では、これらのことからどう言えるでしょう。神が私たちの味方であるなら、だれが私たちに敵対できるでしょう。私たちすべてのために、ご自分の御子をさえ惜しまずに死に渡された方が、どうして、御子といっしょにすべてのものを、私たちに恵んでくださらないことがありましょう。神に選ばれた人々を訴えるのはだれですか。神が義と認めてくださるのです。罪に定めようとするのはだれですか。死んでくださった方、いや、よみがえられた方であるキリスト・イエスが、神の右の座に着き、私たちのためにとりなしていてくださるのです。(口ーマ8・31~34)

なんという素晴らしい真理でしょうか。愛する兄弟姉妹よ。血潮は神が完全に満足されたものである、という知識が必要です!

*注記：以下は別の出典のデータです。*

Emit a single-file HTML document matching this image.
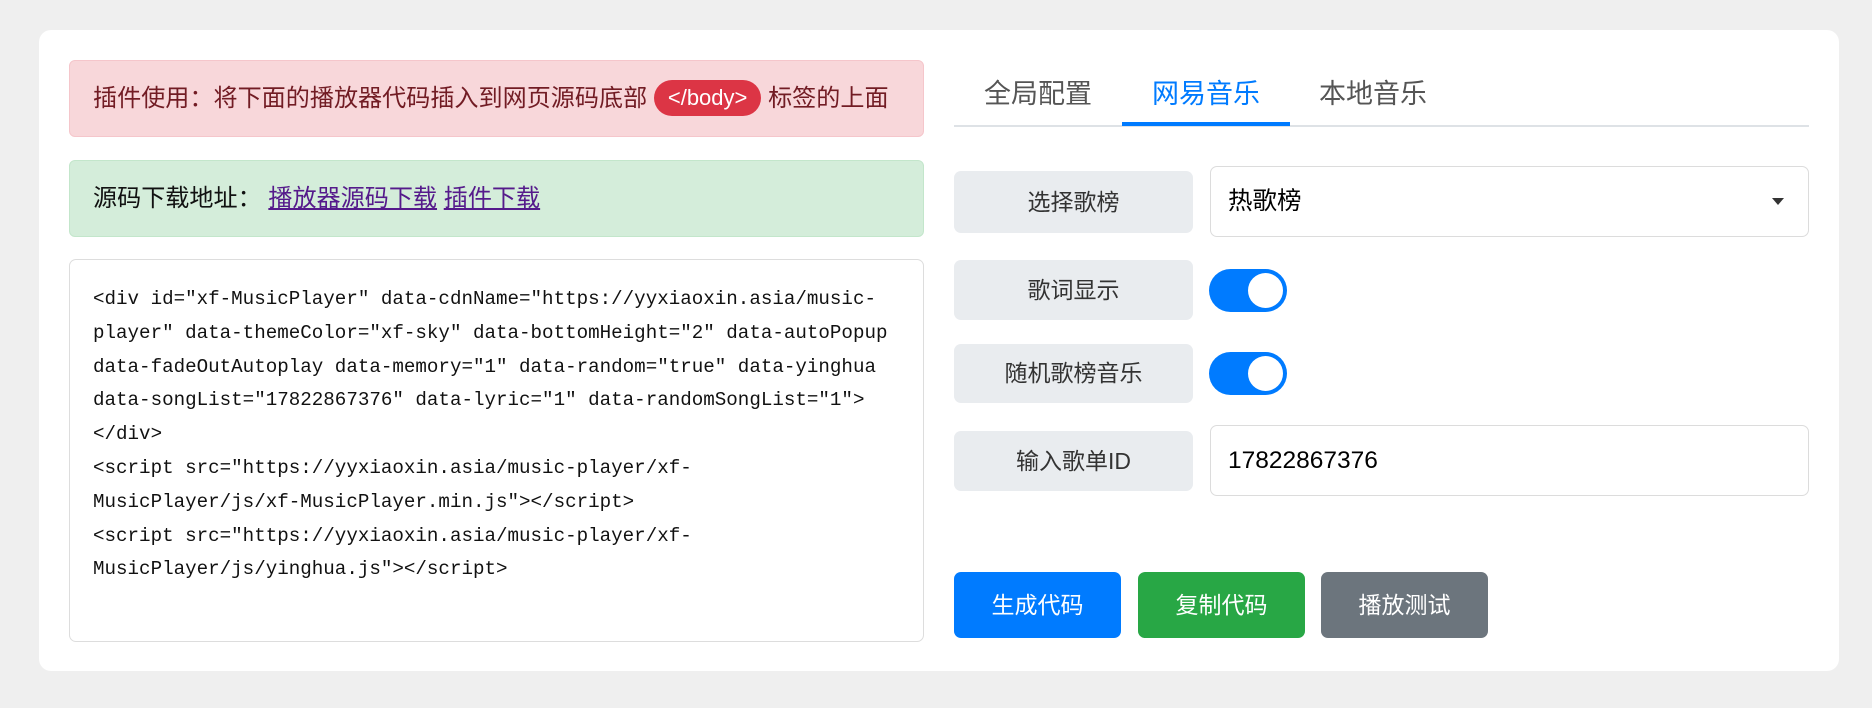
<!DOCTYPE html>
<html><head><meta charset="utf-8"><style>
*{box-sizing:border-box;margin:0;padding:0}
body{width:1872px;height:708px;background:#efefef;font-family:"Liberation Sans","Noto Sans CJK SC",sans-serif;position:relative;overflow:hidden}
.card{position:absolute;left:39px;top:30px;width:1800px;height:641px;background:#fff;border-radius:12px}
.a{position:absolute}
.alert1{left:69px;top:60px;width:855px;height:77px;background:#f8d7da;border:1px solid #f5c6cb;border-radius:6px;color:#721c24;font-size:24.1px;line-height:75px;padding-left:23px;white-space:nowrap}
.badge{display:inline-block;background:#dc3545;color:#fff;border-radius:18px;padding:0 14px;line-height:36px;font-size:22px;vertical-align:1px}
.alert2{left:69px;top:160px;width:855px;height:77px;background:#d4edda;border:1px solid #c3e6cb;border-radius:6px;color:#111;font-size:24.1px;line-height:75px;padding-left:23px;white-space:nowrap}
.alert2 a{color:#551a8b;text-decoration:underline}
.code{left:69px;top:259px;width:855px;height:383px;border:1px solid #ddd;border-radius:7px;padding:23px 23px;font-family:"Liberation Mono","DejaVu Sans Mono",monospace;font-size:19.2px;line-height:33.8px;color:#111;white-space:pre}
.tab{top:72px;font-size:27px;color:#555}
.tabline{left:954px;top:125px;width:855px;height:2px;background:#dee2e6}
.tabact{left:1122px;top:122px;width:168px;height:4px;background:#007bff}
.lbl{left:954px;width:239px;background:#e9ecef;border-radius:7px;text-align:center;font-size:23px;color:#333}
.inp{left:1210px;width:599px;border:1px solid #dcdcdc;border-radius:7px;font-size:24.5px;color:#000;padding-left:17px}
.tog{left:1209px;width:78px;height:43px;background:#007bff;border-radius:22px}
.tog:after{content:"";position:absolute;right:4px;top:4px;width:35px;height:35px;border-radius:50%;background:#fff}
.btn{top:572px;width:167px;height:66px;border-radius:7px;color:#fff;font-size:23px;text-align:center;line-height:66px}
</style></head><body>
<div class="card"></div>
<div class="a alert1">插件使用：将下面的播放器代码插入到网页源码底部 <span class="badge">&lt;/body&gt;</span> 标签的上面</div>
<div class="a alert2">源码下载地址： <a>播放器源码下载</a> <a>插件下载</a></div>
<div class="a code">&lt;div id="xf-MusicPlayer" data-cdnName="https://yyxiaoxin.asia/music-
player" data-themeColor="xf-sky" data-bottomHeight="2" data-autoPopup
data-fadeOutAutoplay data-memory="1" data-random="true" data-yinghua
data-songList="17822867376" data-lyric="1" data-randomSongList="1"&gt;
&lt;/div&gt;
&lt;script src="https://yyxiaoxin.asia/music-player/xf-
MusicPlayer/js/xf-MusicPlayer.min.js"&gt;&lt;/script&gt;
&lt;script src="https://yyxiaoxin.asia/music-player/xf-
MusicPlayer/js/yinghua.js"&gt;&lt;/script&gt;</div>
<div class="a tab" style="left:984px">全局配置</div>
<div class="a tab" style="left:1152px;color:#007bff">网易音乐</div>
<div class="a tab" style="left:1319px">本地音乐</div>
<div class="a tabline"></div><div class="a tabact"></div>
<div class="a lbl" style="top:171px;height:62px;line-height:62px">选择歌榜</div>
<div class="a inp" style="top:166px;height:71px;line-height:69px">热歌榜<span style="position:absolute;right:24px;top:31px;border-left:6px solid transparent;border-right:6px solid transparent;border-top:7px solid #333"></span></div>
<div class="a lbl" style="top:260px;height:60px;line-height:60px">歌词显示</div>
<div class="a tog" style="top:269px"></div>
<div class="a lbl" style="top:344px;height:59px;line-height:59px">随机歌榜音乐</div>
<div class="a tog" style="top:352px"></div>
<div class="a lbl" style="top:431px;height:60px;line-height:60px">输入歌单ID</div>
<div class="a inp" style="top:425px;height:71px;line-height:69px">17822867376</div>
<div class="a btn" style="left:954px;background:#007bff">生成代码</div>
<div class="a btn" style="left:1138px;background:#28a745">复制代码</div>
<div class="a btn" style="left:1321px;background:#6c757d">播放测试</div>
</body></html>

悪魔がやってきて訴えて言います。「お前は罪を犯した。主はもはやお前を用いないであろう」と。このようなとき、悪魔の訴えに耳を貸すと敗北に終わります。なぜ、私たちは悪魔のことばを信じるのでしょう。それは私たちが、まだ自分の内に何か良いものが残っていると考えているからです。私たちが自ら行なってできることは、罪ばかりです。それ以外の何物もなすことができません。これを深く知らなければなりません。この事実を認めるなら、サタンがやって来て「お前はまた罪を犯した!」と責めたとき、「それは前からわかっている。私の内にはなんの良いところもない。しかし、私のためには主イエス様の血潮がある。神様はこの血に満足しておられる。だから私ははばかることなく神の御前に祈ることができます」と言えるはずです。

もし私たちがこの主の血潮の価値を忘れると、悪魔が勝利を得て出しゃばってきます。主だけが、訴える者である悪魔に打ち勝つことができるのです。主はもうすでにイエス様の犠牲の死によって、打ち勝たれました。もし、私たちが主の血潮の価値を十分に知るなら、悪魔がつけこむ隙はまったくなくなるはずです。主の血潮を私たちの目の前から決して追いやってはいけません。主イエス様の血潮は神の満足なさったものであり、主イエス様の血潮は私たちの平安の源でもあります。この事実は悪魔の訴えを完壁に退けます。

愛する兄弟姉妹方よ、私たちの力と平安と喜びの源は、すべて、主イエス様の血潮の中に含まれています。主イエス様の血潮を深く喜び、主の血潮に心からの感謝を捧げて、さらに一歩前進したいものです。